[WHAT YOU HAVE TO DO]: Quote, verbatim, all material below, without pictures.

[DATA EXTRACT]:

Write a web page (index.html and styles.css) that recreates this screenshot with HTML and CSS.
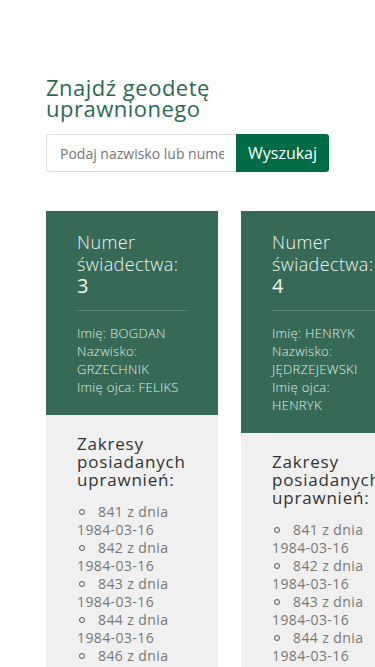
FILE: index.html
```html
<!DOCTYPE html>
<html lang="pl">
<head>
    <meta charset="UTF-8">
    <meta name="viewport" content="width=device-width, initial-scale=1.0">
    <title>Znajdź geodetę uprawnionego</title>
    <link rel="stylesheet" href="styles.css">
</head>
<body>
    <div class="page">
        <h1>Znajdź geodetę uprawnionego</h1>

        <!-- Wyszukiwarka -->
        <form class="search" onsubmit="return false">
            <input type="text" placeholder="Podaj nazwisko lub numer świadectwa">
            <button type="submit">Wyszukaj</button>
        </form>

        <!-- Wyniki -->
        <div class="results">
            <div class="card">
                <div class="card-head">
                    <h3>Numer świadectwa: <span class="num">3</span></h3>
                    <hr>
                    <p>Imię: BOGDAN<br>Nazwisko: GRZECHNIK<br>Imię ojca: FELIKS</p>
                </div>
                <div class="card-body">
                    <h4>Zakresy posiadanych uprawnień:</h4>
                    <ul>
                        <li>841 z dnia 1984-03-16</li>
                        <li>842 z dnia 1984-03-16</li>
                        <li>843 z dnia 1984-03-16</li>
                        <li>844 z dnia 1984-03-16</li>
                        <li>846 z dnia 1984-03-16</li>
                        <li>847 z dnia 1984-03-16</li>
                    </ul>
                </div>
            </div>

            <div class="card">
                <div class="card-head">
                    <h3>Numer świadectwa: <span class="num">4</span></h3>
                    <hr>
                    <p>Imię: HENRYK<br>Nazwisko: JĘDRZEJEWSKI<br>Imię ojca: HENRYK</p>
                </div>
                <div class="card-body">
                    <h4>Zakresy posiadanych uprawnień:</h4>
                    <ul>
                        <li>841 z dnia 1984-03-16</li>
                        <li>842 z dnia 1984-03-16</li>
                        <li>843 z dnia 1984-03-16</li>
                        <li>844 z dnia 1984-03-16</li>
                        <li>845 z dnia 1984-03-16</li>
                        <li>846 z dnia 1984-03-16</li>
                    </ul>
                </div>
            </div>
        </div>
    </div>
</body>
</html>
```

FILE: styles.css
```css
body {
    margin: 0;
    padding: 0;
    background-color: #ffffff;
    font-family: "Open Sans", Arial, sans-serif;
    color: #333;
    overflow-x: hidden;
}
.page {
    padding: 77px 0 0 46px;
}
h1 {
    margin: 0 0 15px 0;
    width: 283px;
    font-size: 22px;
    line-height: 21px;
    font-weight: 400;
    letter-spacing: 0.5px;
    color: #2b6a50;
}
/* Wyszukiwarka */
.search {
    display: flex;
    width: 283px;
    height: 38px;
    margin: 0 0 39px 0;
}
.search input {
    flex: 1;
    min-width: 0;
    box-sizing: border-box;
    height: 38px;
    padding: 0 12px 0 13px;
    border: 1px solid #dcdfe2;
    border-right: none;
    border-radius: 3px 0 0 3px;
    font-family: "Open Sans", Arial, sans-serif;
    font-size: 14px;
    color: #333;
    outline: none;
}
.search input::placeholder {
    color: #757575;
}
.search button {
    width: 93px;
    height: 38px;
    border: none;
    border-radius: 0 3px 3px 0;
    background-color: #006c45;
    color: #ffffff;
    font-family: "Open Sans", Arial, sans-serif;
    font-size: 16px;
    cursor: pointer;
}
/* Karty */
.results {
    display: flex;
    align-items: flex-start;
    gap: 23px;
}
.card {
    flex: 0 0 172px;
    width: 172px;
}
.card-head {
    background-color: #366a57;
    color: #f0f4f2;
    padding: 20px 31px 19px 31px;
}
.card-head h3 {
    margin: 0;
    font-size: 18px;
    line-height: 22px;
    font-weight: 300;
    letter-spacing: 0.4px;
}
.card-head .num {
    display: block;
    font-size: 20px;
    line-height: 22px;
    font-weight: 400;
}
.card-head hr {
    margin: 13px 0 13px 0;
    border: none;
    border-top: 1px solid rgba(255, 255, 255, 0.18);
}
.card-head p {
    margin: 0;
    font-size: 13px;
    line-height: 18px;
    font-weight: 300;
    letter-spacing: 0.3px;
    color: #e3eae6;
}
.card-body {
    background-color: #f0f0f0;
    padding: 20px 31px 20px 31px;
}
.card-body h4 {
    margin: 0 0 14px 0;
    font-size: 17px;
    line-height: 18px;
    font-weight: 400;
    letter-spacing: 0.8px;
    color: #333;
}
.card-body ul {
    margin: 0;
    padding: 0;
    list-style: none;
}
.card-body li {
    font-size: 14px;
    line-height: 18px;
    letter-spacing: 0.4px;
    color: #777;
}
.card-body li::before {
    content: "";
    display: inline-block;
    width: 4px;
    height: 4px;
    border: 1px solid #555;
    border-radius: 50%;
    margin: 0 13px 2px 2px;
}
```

[WRITTEN SOLUTION]:
Write a web page (index.html and styles.css) that recreates this screenshot with HTML and CSS.
FILE: index.html
```html
<!DOCTYPE html>
<html lang="pl">
<head>
    <meta charset="UTF-8">
    <meta name="viewport" content="width=device-width, initial-scale=1.0">
    <title>Znajdź geodetę uprawnionego</title>
    <link rel="stylesheet" href="styles.css">
</head>
<body>
    <div class="page">
        <h1>Znajdź geodetę uprawnionego</h1>

        <!-- Wyszukiwarka -->
        <form class="search" onsubmit="return false">
            <input type="text" placeholder="Podaj nazwisko lub numer świadectwa">
            <button type="submit">Wyszukaj</button>
        </form>

        <!-- Wyniki -->
        <div class="results">
            <div class="card">
                <div class="card-head">
                    <h3>Numer świadectwa: <span class="num">3</span></h3>
                    <hr>
                    <p>Imię: BOGDAN<br>Nazwisko: GRZECHNIK<br>Imię ojca: FELIKS</p>
                </div>
                <div class="card-body">
                    <h4>Zakresy posiadanych uprawnień:</h4>
                    <ul>
                        <li>841 z dnia 1984-03-16</li>
                        <li>842 z dnia 1984-03-16</li>
                        <li>843 z dnia 1984-03-16</li>
                        <li>844 z dnia 1984-03-16</li>
                        <li>846 z dnia 1984-03-16</li>
                        <li>847 z dnia 1984-03-16</li>
                    </ul>
                </div>
            </div>

            <div class="card">
                <div class="card-head">
                    <h3>Numer świadectwa: <span class="num">4</span></h3>
                    <hr>
                    <p>Imię: HENRYK<br>Nazwisko: JĘDRZEJEWSKI<br>Imię ojca: HENRYK</p>
                </div>
                <div class="card-body">
                    <h4>Zakresy posiadanych uprawnień:</h4>
                    <ul>
                        <li>841 z dnia 1984-03-16</li>
                        <li>842 z dnia 1984-03-16</li>
                        <li>843 z dnia 1984-03-16</li>
                        <li>844 z dnia 1984-03-16</li>
                        <li>845 z dnia 1984-03-16</li>
                        <li>846 z dnia 1984-03-16</li>
                    </ul>
                </div>
            </div>
        </div>
    </div>
</body>
</html>
```

FILE: styles.css
```css
body {
    margin: 0;
    padding: 0;
    background-color: #ffffff;
    font-family: "Open Sans", Arial, sans-serif;
    color: #333;
    overflow-x: hidden;
}
.page {
    padding: 77px 0 0 46px;
}
h1 {
    margin: 0 0 15px 0;
    width: 283px;
    font-size: 22px;
    line-height: 21px;
    font-weight: 400;
    letter-spacing: 0.5px;
    color: #2b6a50;
}
/* Wyszukiwarka */
.search {
    display: flex;
    width: 283px;
    height: 38px;
    margin: 0 0 39px 0;
}
.search input {
    flex: 1;
    min-width: 0;
    box-sizing: border-box;
    height: 38px;
    padding: 0 12px 0 13px;
    border: 1px solid #dcdfe2;
    border-right: none;
    border-radius: 3px 0 0 3px;
    font-family: "Open Sans", Arial, sans-serif;
    font-size: 14px;
    color: #333;
    outline: none;
}
.search input::placeholder {
    color: #757575;
}
.search button {
    width: 93px;
    height: 38px;
    border: none;
    border-radius: 0 3px 3px 0;
    background-color: #006c45;
    color: #ffffff;
    font-family: "Open Sans", Arial, sans-serif;
    font-size: 16px;
    cursor: pointer;
}
/* Karty */
.results {
    display: flex;
    align-items: flex-start;
    gap: 23px;
}
.card {
    flex: 0 0 172px;
    width: 172px;
}
.card-head {
    background-color: #366a57;
    color: #f0f4f2;
    padding: 20px 31px 19px 31px;
}
.card-head h3 {
    margin: 0;
    font-size: 18px;
    line-height: 22px;
    font-weight: 300;
    letter-spacing: 0.4px;
}
.card-head .num {
    display: block;
    font-size: 20px;
    line-height: 22px;
    font-weight: 400;
}
.card-head hr {
    margin: 13px 0 13px 0;
    border: none;
    border-top: 1px solid rgba(255, 255, 255, 0.18);
}
.card-head p {
    margin: 0;
    font-size: 13px;
    line-height: 18px;
    font-weight: 300;
    letter-spacing: 0.3px;
    color: #e3eae6;
}
.card-body {
    background-color: #f0f0f0;
    padding: 20px 31px 20px 31px;
}
.card-body h4 {
    margin: 0 0 14px 0;
    font-size: 17px;
    line-height: 18px;
    font-weight: 400;
    letter-spacing: 0.8px;
    color: #333;
}
.card-body ul {
    margin: 0;
    padding: 0;
    list-style: none;
}
.card-body li {
    font-size: 14px;
    line-height: 18px;
    letter-spacing: 0.4px;
    color: #777;
}
.card-body li::before {
    content: "";
    display: inline-block;
    width: 4px;
    height: 4px;
    border: 1px solid #555;
    border-radius: 50%;
    margin: 0 13px 2px 2px;
}
```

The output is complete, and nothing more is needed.